The bank has since agreed to hand back deposits and is being
wound down.
The British banking watchdog also notified its counterpart
in Germany and, in early 2020, the German finance regulator began investigating
Greensill Bank.
It found massive lending exposure to one client — the Gupta
Family Group Alliance.
Even more seriously, the German regulator, BaFin, was
concerned that some of the supposed trading, against which the bank had lent
money to GFC companies, was not genuine.
Greensill Bank and Greensill Capital were lending money to
GFG Alliance companies against what's known as "receivables", which
means money owed to a business.
They were also lending against what they called "future
receivables", or "predicted" future sales.

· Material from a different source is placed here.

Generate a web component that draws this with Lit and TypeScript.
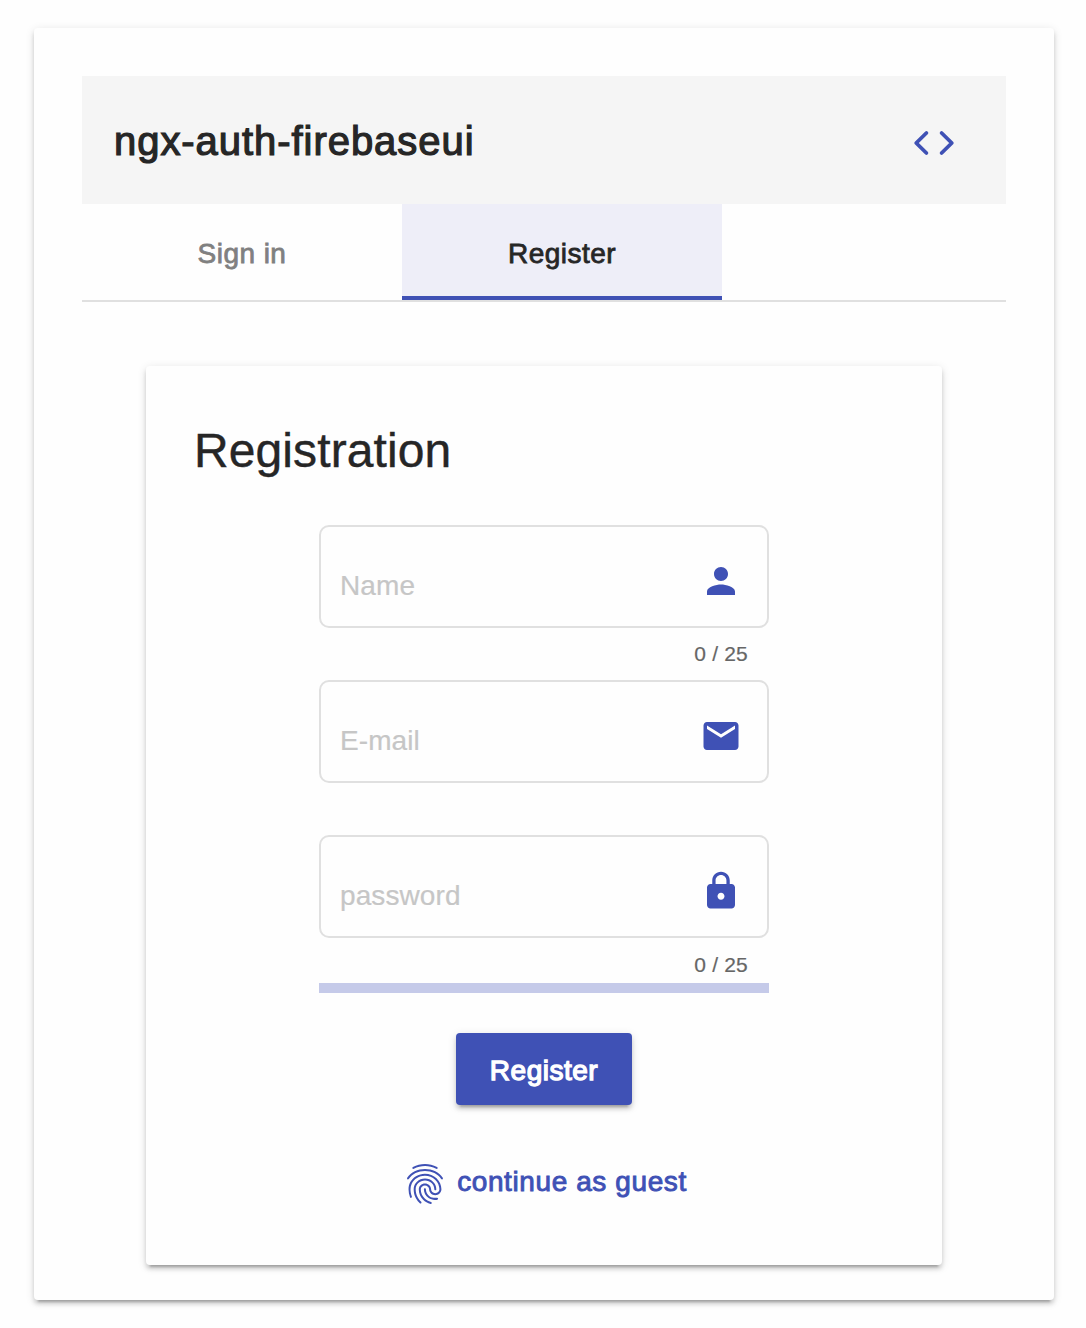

Normal supply chain finance is pretty safe, short-term
lending.
But the allegation is that with Gupta's GFG Alliance and
others, Greensill Capital started giving supply chain finance on the basis of
possible sales that might never happen, to potential future customers who might
never exist.
Lex Greensill denies this.
He declined an interview, but in a statement to Four Corners
his spokesman said Greensill Capital issued credit "based on future
forecast trade with current customers."
Although the practice isn't unlawful, it's baffled some
observers.
"I am completely flummoxed that somebody can make money
out of guessing what business will be done between companies in the future, and
lending on the basis of it," British Labor MP Siobaihn McDonagh told Four
Corners.
Greensill Bank has now been shut down and BaFin has
recommended prosecutors consider laying criminal charges against the bank for
balance sheet manipulation.
Worried about its exposure, Greensill Capital's main insurer
pulled the plug.
In March this year, at a frantic late-night court hearing in
Sydney just hours before its coverage was due to expire, Greensill Capital
tried to convince a judge to grant an injunction forcing the insurer not to
withdraw.
The judge declined.
That was the end of the show for Greensill Capital.